NASCAR Still Won't Listen To Any Criticism From Its Own Drivers
NASCAR Chairman and CEO Brian France aired quite a bit of interesting information in his annual preseason radio appearance Tuesday night on the Motor Racing Network. In addition to addressing the Busch trial, he also reiterated that criticizing NASCAR's racing product will (still) not be tolerated.
France had this to say on drivers who feel like they might want to dog on the cars, the Chase for the Sprint Cup or any other part of the racing that NASCAR puts on, as transcribed by Fox Sports:
We try to give the most latitude of any sport in terms of what our drivers or other participants say.
Where we take objection is when there is, even is, and most of the time this is inadvertent, but every once in a while there are comments derogatory towards the racing product. When that happens, we have to draw a line.
This "latitude," I don't think he knows what that means. I mean, have you heard the criticism drivers publicly air about other series? Everything from the driver ranking system to decisions to hold races themselves goes under fire if a driver elsewhere is unhappy.
I'd like to say those series are better for it, but hey, change happens slowly. It took years of drivers picking away at safety issues, for example, before motorsports got to be the relatively safe affair it is today.
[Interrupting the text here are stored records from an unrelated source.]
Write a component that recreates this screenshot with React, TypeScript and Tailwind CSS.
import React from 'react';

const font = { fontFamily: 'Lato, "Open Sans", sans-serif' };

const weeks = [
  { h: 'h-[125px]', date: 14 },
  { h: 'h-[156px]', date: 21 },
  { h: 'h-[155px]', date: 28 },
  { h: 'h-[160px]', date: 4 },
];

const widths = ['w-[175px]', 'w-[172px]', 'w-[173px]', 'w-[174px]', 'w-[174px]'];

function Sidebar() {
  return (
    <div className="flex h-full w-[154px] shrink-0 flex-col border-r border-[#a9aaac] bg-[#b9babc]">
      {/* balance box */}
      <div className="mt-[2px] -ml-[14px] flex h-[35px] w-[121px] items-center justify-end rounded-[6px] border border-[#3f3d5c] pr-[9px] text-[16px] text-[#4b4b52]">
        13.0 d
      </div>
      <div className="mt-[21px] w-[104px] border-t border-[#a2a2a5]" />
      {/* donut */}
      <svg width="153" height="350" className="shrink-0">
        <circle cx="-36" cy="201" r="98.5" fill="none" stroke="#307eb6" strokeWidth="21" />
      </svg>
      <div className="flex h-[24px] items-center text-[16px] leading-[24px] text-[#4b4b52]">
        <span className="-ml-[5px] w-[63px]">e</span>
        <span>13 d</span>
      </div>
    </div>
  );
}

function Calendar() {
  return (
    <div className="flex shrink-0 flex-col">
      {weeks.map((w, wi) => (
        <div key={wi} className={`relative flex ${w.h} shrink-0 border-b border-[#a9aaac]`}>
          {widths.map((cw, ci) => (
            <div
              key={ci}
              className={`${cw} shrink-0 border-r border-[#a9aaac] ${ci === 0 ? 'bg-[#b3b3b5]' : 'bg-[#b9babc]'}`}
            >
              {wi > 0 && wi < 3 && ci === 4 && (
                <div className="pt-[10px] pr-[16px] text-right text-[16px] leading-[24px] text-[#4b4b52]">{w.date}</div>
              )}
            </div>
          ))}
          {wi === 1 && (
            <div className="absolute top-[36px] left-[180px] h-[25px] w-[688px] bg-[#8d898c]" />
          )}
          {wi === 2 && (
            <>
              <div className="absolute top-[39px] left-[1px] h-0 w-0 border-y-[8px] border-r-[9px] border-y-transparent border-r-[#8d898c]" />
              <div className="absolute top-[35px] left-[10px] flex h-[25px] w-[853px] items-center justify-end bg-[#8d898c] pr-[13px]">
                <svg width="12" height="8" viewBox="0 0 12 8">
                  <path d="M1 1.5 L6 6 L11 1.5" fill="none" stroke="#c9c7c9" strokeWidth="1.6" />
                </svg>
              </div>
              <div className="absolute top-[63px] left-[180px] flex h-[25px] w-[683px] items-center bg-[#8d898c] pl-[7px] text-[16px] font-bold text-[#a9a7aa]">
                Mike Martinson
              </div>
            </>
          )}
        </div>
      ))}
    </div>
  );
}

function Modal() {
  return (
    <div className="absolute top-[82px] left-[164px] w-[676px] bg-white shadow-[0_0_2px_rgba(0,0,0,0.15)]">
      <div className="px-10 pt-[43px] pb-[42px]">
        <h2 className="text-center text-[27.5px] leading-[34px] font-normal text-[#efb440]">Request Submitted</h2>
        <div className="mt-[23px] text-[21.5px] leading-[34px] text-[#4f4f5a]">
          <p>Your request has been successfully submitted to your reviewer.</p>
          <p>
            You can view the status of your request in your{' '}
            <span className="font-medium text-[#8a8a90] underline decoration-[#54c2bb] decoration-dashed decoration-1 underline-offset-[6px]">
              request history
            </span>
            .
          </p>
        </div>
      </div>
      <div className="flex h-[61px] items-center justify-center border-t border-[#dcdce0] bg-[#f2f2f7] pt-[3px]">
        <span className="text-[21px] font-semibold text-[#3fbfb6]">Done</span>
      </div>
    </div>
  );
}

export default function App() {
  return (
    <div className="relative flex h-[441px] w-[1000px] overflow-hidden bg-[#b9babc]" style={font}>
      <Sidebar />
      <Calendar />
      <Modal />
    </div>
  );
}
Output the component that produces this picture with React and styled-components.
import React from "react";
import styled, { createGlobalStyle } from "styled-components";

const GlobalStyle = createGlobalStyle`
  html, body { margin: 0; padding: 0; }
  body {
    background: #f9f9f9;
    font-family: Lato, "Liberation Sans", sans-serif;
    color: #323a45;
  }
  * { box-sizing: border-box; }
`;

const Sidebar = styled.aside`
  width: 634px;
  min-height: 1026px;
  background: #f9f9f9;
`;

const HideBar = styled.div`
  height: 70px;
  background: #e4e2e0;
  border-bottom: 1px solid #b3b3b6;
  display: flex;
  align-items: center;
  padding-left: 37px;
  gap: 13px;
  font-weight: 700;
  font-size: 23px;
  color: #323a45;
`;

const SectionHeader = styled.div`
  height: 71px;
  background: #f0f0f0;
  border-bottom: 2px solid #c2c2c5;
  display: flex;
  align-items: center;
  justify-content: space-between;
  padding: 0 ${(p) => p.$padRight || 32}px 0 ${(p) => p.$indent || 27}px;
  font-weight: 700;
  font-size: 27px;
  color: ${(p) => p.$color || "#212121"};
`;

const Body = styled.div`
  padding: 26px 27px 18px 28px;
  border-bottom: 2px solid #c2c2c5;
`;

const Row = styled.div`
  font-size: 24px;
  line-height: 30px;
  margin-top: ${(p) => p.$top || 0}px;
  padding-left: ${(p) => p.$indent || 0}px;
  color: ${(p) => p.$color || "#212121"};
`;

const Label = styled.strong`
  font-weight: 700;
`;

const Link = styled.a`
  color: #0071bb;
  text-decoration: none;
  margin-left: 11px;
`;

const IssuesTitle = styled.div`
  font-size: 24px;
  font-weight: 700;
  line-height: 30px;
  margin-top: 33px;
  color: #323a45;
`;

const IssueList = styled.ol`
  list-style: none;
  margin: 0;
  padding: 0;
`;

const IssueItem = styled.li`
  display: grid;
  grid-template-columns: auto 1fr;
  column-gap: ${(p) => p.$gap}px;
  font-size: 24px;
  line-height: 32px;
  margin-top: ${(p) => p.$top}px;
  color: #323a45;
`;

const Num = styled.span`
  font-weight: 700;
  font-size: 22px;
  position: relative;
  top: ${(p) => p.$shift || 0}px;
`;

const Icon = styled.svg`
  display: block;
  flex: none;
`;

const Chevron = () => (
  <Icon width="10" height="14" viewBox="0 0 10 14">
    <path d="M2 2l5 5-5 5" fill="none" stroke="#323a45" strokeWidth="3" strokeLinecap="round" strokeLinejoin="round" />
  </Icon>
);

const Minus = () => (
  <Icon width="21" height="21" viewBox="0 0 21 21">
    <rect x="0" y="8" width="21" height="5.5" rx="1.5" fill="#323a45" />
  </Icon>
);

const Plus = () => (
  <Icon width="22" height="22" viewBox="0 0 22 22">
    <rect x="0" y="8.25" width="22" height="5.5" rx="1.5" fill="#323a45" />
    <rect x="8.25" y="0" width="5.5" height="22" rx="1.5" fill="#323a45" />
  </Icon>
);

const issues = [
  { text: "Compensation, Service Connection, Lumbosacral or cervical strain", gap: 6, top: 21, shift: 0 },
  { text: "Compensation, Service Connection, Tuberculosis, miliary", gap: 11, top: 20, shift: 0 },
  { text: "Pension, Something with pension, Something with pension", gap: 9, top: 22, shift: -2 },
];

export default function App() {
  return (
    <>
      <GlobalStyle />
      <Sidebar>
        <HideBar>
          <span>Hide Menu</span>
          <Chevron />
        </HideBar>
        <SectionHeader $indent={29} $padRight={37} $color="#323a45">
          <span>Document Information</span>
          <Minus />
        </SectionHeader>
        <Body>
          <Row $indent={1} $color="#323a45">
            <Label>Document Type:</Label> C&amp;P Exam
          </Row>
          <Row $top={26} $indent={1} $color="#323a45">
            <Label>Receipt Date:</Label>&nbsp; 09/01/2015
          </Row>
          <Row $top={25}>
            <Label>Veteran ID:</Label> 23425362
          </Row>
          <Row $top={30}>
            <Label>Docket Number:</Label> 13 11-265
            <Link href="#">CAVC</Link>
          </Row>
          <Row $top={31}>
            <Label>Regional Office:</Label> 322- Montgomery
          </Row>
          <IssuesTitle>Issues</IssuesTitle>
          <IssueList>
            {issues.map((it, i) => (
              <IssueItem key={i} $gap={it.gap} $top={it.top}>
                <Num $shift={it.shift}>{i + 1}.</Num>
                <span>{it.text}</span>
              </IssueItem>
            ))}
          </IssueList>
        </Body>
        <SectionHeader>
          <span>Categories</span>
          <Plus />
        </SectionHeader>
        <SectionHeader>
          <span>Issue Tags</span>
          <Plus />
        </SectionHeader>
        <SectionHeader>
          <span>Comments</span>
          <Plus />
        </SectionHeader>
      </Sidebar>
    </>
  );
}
NASCAR's big issue is with drivers criticizing the product: as in, the quality of the racing on track. Criticizing other drivers is fair game, if not encouraged. But criticize anything the series as a whole is doing, and you'll face the same fines that Joe Gibbs Racing driver Denny Hamlin faced in 2013 over critical remarks made about the Gen-6 cars.
Hamlin claimed that the car, which had been touted as being easier to drive as its predecessor, was not as great as the NASCAR marketing department made it out to be. Here's the quote that landed him in hot water with NASCAR's powers-that-be, as printed by Fox Sports:
I don't want to be the pessimist, but it did not race as good as our Gen-5 cars. This is more like what the Generation 5 was at the beginning. The teams hadn't figured out how to get the aero balance right.
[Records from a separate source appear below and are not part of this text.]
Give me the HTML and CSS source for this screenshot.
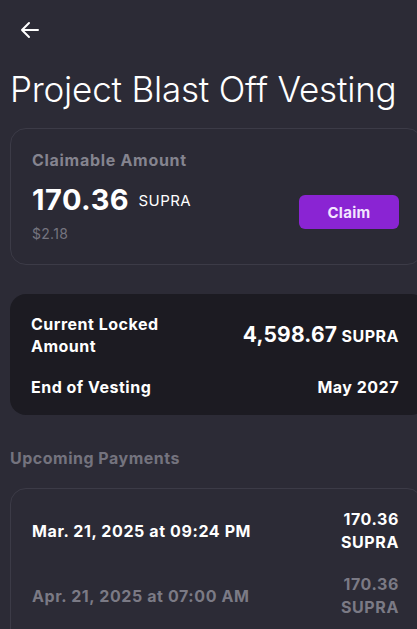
FILE: index.html
```html
<!DOCTYPE html>
<html lang="en">
<head>
    <meta charset="UTF-8">
    <meta name="viewport" content="width=device-width, initial-scale=1.0">
    <title>Project Blast Off Vesting</title>
    <link rel="stylesheet" href="styles.css">
</head>
<body>

<div id="page">
    <button class="back" aria-label="Back">
        <svg width="24" height="24" viewBox="0 0 24 24" fill="none" stroke="#fff" stroke-width="2" stroke-linecap="round" stroke-linejoin="round">
            <path d="M20 12H4M11 5l-7 7 7 7"/>
        </svg>
    </button>

    <h1>Project Blast Off Vesting</h1>

    <div class="card claimable">
        <div>
            <div class="label">Claimable Amount</div>
            <div class="amount">170.36 <span>SUPRA</span></div>
            <div class="usd">$2.18</div>
        </div>
        <button class="claim">Claim</button>
    </div>

    <div class="card locked">
        <div class="row">
            <div class="key">Current Locked<br>Amount</div>
            <div class="val"><span class="big">4,598.67</span> SUPRA</div>
        </div>
        <div class="row">
            <div class="key">End of Vesting</div>
            <div class="val">May 2027</div>
        </div>
    </div>

    <h2>Upcoming Payments</h2>

    <div class="card payments">
        <div class="payment">
            <div>Mar. 21, 2025 at 09:24 PM</div>
            <div class="pay-amt">170.36<br>SUPRA</div>
        </div>
        <div class="payment muted">
            <div>Apr. 21, 2025 at 07:00 AM</div>
            <div class="pay-amt">170.36<br>SUPRA</div>
        </div>
    </div>
</div>

</body>
</html>
```

FILE: styles.css
```css
* {
    box-sizing: border-box;
    font-family: Inter, 'Noto Sans', sans-serif;
}

body {
    margin: 0;
    padding: 0;
    background-color: #2c2b36;
    color: #fff;
    overflow: hidden;
}

#page {
    padding: 18px 0 0 10px;
}

.back {
    background: none;
    border: none;
    padding: 0;
    margin-left: 8px;
    width: 24px;
    height: 24px;
    display: block;
}

h1 {
    font-size: 35px;
    font-weight: 300;
    margin: 25px 0 17px;
    line-height: 44px;
    white-space: nowrap;
    letter-spacing: -0.2px;
}

.card {
    border-radius: 16px;
    margin-right: -6px;
}

.claimable {
    border: 1px solid #3c3b47;
    background-color: #2b2a35;
    display: flex;
    align-items: flex-start;
    justify-content: space-between;
    padding: 20px 23px 0 21px;
    height: 137px;
}

.label {
    color: #85848f;
    font-weight: 700;
    font-size: 16px;
    line-height: 22px;
    letter-spacing: 0.7px;
}

.amount {
    font-size: 29px;
    font-weight: 700;
    margin-top: 12px;
    line-height: 34px;
    letter-spacing: 0.5px;
}
.amount span {
    font-size: 15px;
    font-weight: 400;
    vertical-align: 4px;
    letter-spacing: 0.4px;
    margin-left: 2px;
}

.usd {
    color: #75747f;
    font-size: 14px;
    line-height: 20px;
    margin-top: 6px;
    letter-spacing: 0.3px;
}

.claim {
    background-color: #8a24d3;
    color: #f3e6ff;
    border: none;
    border-radius: 6px;
    width: 100px;
    height: 34px;
    font-size: 15px;
    font-weight: 700;
    margin-top: 46px;
    letter-spacing: 0.3px;
}

.locked {
    background-color: #1c1b22;
    margin-top: 29px;
    margin-right: -10px;
    padding: 19px 28px 15px 21px;
    height: 121px;
}

.locked .row {
    display: flex;
    justify-content: space-between;
    align-items: center;
    font-weight: 700;
    font-size: 16px;
    line-height: 22px;
    letter-spacing: 0.5px;
}
.locked .row + .row {
    margin-top: 19px;
}
.locked .big {
    font-size: 21px;
    letter-spacing: 0.2px;
}

h2 {
    color: #74737e;
    font-size: 16px;
    font-weight: 700;
    margin: 33px 0 20px;
    letter-spacing: 0.5px;
}

.payments {
    border: 1px solid #3c3b47;
    padding: 19px 23px 0 21px;
    height: 160px;
}

.payment {
    display: flex;
    justify-content: space-between;
    align-items: center;
    font-weight: 700;
    font-size: 16px;
    line-height: 23px;
    margin-bottom: 19px;
    letter-spacing: 0.6px;
}
.payment.muted {
    color: #7b7a85;
}
.pay-amt {
    text-align: right;
}
```
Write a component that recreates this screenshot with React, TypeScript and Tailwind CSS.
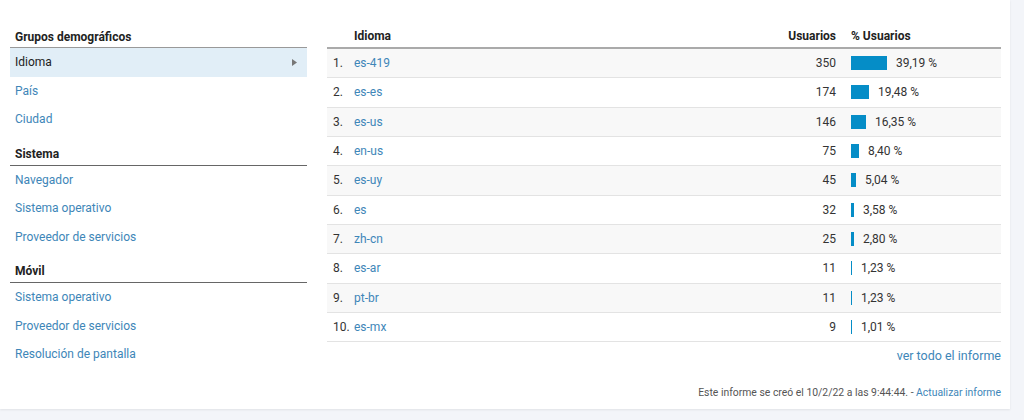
import React from 'react';

const LINK = 'text-[#3e86b8]';

const SECTIONS = [
  { title: 'Grupos demográficos', items: ['Idioma', 'País', 'Ciudad'] },
  { title: 'Sistema', items: ['Navegador', 'Sistema operativo', 'Proveedor de servicios'] },
  { title: 'Móvil', items: ['Sistema operativo', 'Proveedor de servicios', 'Resolución de pantalla'] },
];

const ROWS = [
  { lang: 'es-419', users: 350, pct: 39.19 },
  { lang: 'es-es', users: 174, pct: 19.48 },
  { lang: 'es-us', users: 146, pct: 16.35 },
  { lang: 'en-us', users: 75, pct: 8.4 },
  { lang: 'es-uy', users: 45, pct: 5.04 },
  { lang: 'es', users: 32, pct: 3.58 },
  { lang: 'zh-cn', users: 25, pct: 2.8 },
  { lang: 'es-ar', users: 11, pct: 1.23 },
  { lang: 'pt-br', users: 11, pct: 1.23 },
  { lang: 'es-mx', users: 9, pct: 1.01 },
];

const fmt = (n: number) => n.toFixed(2).replace('.', ',') + ' %';

export default function App() {
  return (
    <div
      className="w-[1024px] h-[420px] bg-[#f3f5f9] overflow-hidden text-[12px] text-[#222]"
      style={{ fontFamily: 'Roboto, "Liberation Sans", sans-serif' }}
    >
      <div className="w-[1010px] h-[409px] bg-white shadow-[0_1px_2px_rgba(0,0,0,0.08)] flex pl-[10px] pr-[9px] pt-[17px]">
        {/* Left navigation */}
        <div className="w-[297px] shrink-0">
          {SECTIONS.map((s, si) => (
            <div key={s.title}>
              <div
                className={`flex items-end pl-[5px] font-bold border-b ${
                  si === 0 ? 'h-[31px] pb-[1px] border-[#999]' : 'h-[32px] pb-[2px] border-[#666]'
                }`}
              >
                {s.title}
              </div>
              {s.items.map((item, ii) => {
                const active = si === 0 && ii === 0;
                return (
                  <div
                    key={item}
                    className={`h-[28.5px] flex items-center pl-[5px] pr-[10px] ${
                      active ? 'bg-[#e1eef7] text-[#222]' : LINK
                    }`}
                  >
                    <span className="flex-1">{item}</span>
                    {active && (
                      <svg width="5" height="7" viewBox="0 0 5 7">
                        <path d="M0 0 L5 3.5 L0 7 Z" fill="#777" />
                      </svg>
                    )}
                  </div>
                );
              })}
            </div>
          ))}
        </div>

        {/* Table */}
        <div className="flex-1 ml-[20px] flex flex-col">
          <div className="h-[32px] flex items-end pb-[2px] font-bold border-b-2 border-[#aaa] pl-[27px]">
            <span className="flex-1">Idioma</span>
            <span className="w-[100px] text-right">Usuarios</span>
            <span className="w-[165px] pl-[15px]">% Usuarios</span>
          </div>
          {ROWS.map((r, i) => (
            <div
              key={r.lang}
              className={`h-[29.33px] flex items-center border-b border-[#e3e3e3] pl-[6px] ${
                i % 2 === 0 ? 'bg-[#f8f8f8]' : 'bg-white'
              }`}
            >
              <span className="w-[21px] text-[#333]">{i + 1}.</span>
              <span className={`flex-1 ${LINK}`}>{r.lang}</span>
              <span className="w-[100px] text-right text-[#333]">{r.users}</span>
              <span className="w-[165px] pl-[15px] flex items-center text-[#333]">
                <span
                  className="h-[14px] bg-[#058dc7] shrink-0"
                  style={{ width: Math.max(1, Math.round((r.pct / 39.19) * 36)) }}
                />
                <span className="ml-[9px]">{fmt(r.pct)}</span>
              </span>
            </div>
          ))}
          <div className={`text-right mt-[5px] text-[12.5px] ${LINK}`}>ver todo el informe</div>
          <div className="text-right mt-[19px] text-[10.4px] text-[#555]">
            Este informe se creó el 10/2/22 a las 9:44:44. - <span className={LINK}>Actualizar informe</span>
          </div>
        </div>
      </div>
    </div>
  );
}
Right now, you just run single-file and you cannot get around the guy in front of you. You would have placed me in 20th place with 30 laps to go, I would have stayed there — I wouldn't have moved up. It's just one of those things where track position is everything.
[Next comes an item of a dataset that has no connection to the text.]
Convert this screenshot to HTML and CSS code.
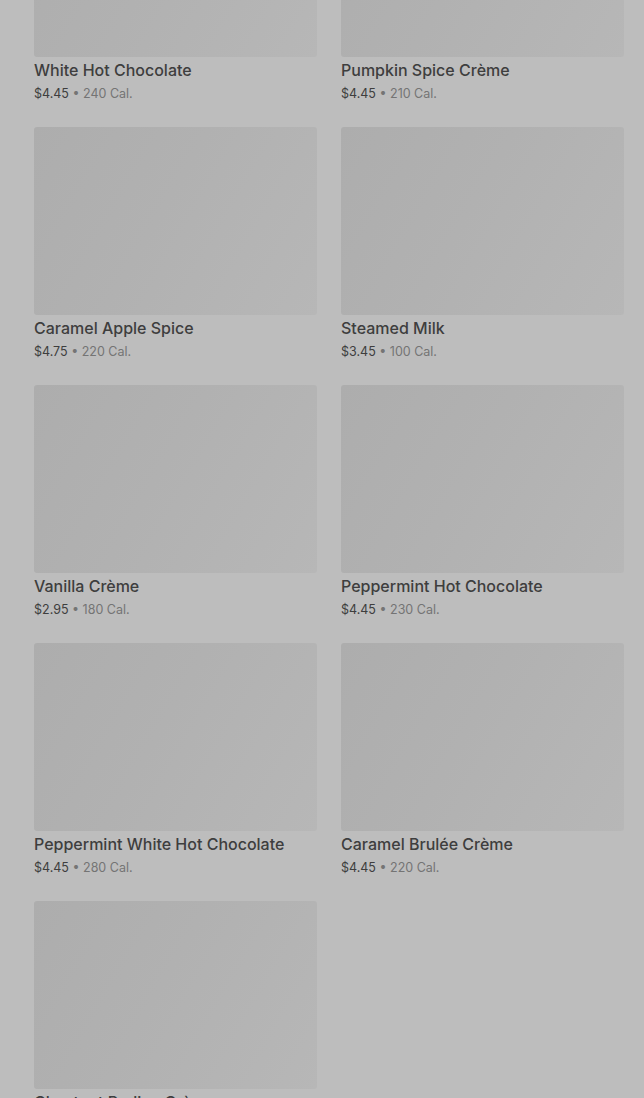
FILE: index.html
```html
<!DOCTYPE html>
<html lang="en">
<head>
  <meta charset="UTF-8">
  <meta name="viewport" content="width=device-width, initial-scale=1.0">
  <title>Hot Drinks</title>
  <link rel="stylesheet" href="styles.css">
</head>
<body>
  <div class="menu-grid">
    <div class="item">
      <div class="thumb"></div>
      <h3 class="name">White Hot Chocolate</h3>
      <p class="info"><span class="price">$4.45</span> • 240 Cal.</p>
    </div>
    <div class="item">
      <div class="thumb"></div>
      <h3 class="name">Pumpkin Spice Crème</h3>
      <p class="info"><span class="price">$4.45</span> • 210 Cal.</p>
    </div>
    <div class="item">
      <div class="thumb"></div>
      <h3 class="name">Caramel Apple Spice</h3>
      <p class="info"><span class="price">$4.75</span> • 220 Cal.</p>
    </div>
    <div class="item">
      <div class="thumb"></div>
      <h3 class="name">Steamed Milk</h3>
      <p class="info"><span class="price">$3.45</span> • 100 Cal.</p>
    </div>
    <div class="item">
      <div class="thumb"></div>
      <h3 class="name">Vanilla Crème</h3>
      <p class="info"><span class="price">$2.95</span> • 180 Cal.</p>
    </div>
    <div class="item">
      <div class="thumb"></div>
      <h3 class="name">Peppermint Hot Chocolate</h3>
      <p class="info"><span class="price">$4.45</span> • 230 Cal.</p>
    </div>
    <div class="item">
      <div class="thumb"></div>
      <h3 class="name">Peppermint White Hot Chocolate</h3>
      <p class="info"><span class="price">$4.45</span> • 280 Cal.</p>
    </div>
    <div class="item">
      <div class="thumb"></div>
      <h3 class="name">Caramel Brulée Crème</h3>
      <p class="info"><span class="price">$4.45</span> • 220 Cal.</p>
    </div>
    <div class="item">
      <div class="thumb"></div>
      <h3 class="name">Chestnut Praline Crème</h3>
      <p class="info"><span class="price">$4.45</span> • 330 Cal.</p>
    </div>
  </div>
</body>
</html>
```

FILE: styles.css
```css
html, body {
  margin: 0;
  padding: 0;
  height: 100%;
  overflow: hidden;
}
body {
  font-family: Inter, "Noto Sans", sans-serif;
  background-color: #bdbdbd;
}
.menu-grid {
  display: grid;
  grid-template-columns: 283px 283px;
  column-gap: 24px;
  row-gap: 24px;
  padding: 0 20px 0 34px;
  margin-top: -131px;
}
.thumb {
  height: 188px;
  border-radius: 3px;
  background: linear-gradient(120deg, #adadad 0%, #b1b1b1 45%, #b7b7b7 100%);
}
.name {
  margin: 2px 0 0;
  font-size: 16px;
  line-height: 22px;
  font-weight: 500;
  color: #3e3e3e;
}
.info {
  margin: 3px 0 0;
  font-size: 12.5px;
  line-height: 19px;
  color: #747474;
}
.price {
  color: #3e3e3e;
}
```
This seemingly benign comment—a clear case of a driver blaming his car for a third-place finish if there ever was one—netted Hamlin a $25,000 fine under Section 12-1 of the NASCAR rules. Section 12-1 deals with "actions detrimental to stock car racing."
HUH?
Dude just pulled a, well, a racing driver, and blamed his car for a meh race result. I'm pretty sure that's what Hamlin is: a racing driver. Ain't nobody wanna own up to a third place finish when they think performance of the car (read: not performance of the driver) is to blame instead. Given that this comment came in the early days of the Gen-6 cars, he was probably right that they weren't entirely sorted yet.
When compared to all of the criticism surrounding (related product!) IMSA's integration of the Daytona Prototype and LMP2 classes for the first year of the United SportsCar series, for example, Hamlin's comment looks extraordinarily tame. I mean, no one had any qualms about criticizing how that series was run in its first year, and it looks like 2015 will run a lot smoother because of it. People berated IMSA for their late release of regulations and a testing schedule that wasn't bumped back to accommodate for said lateness. Michael Shank went so far as to call the testing schedule "a futile exercise."
Thing is, there are some issues with NASCAR's racing product. The regular season points structure is set up in a way that doesn't adequately reward consistent winners, as we saw this year with a zero-win driver making it through to the playoff-style Chase for the Sprint Cup. One point over the next guy for the win plus a token "bonus point" for a leading lap really isn't enough to separate first place from everybody else in the regular season points.
And you know what? If something stinks about the car, the structure of the racing, or anything NASCAR-run at all, I'd rather hear drivers talk about it than give their usual PRbot spiel to the media. Part of NASCAR's big appeal is the drivers' willingness to let loose and be human. They should be allowed to do that in regards to the racing product, too.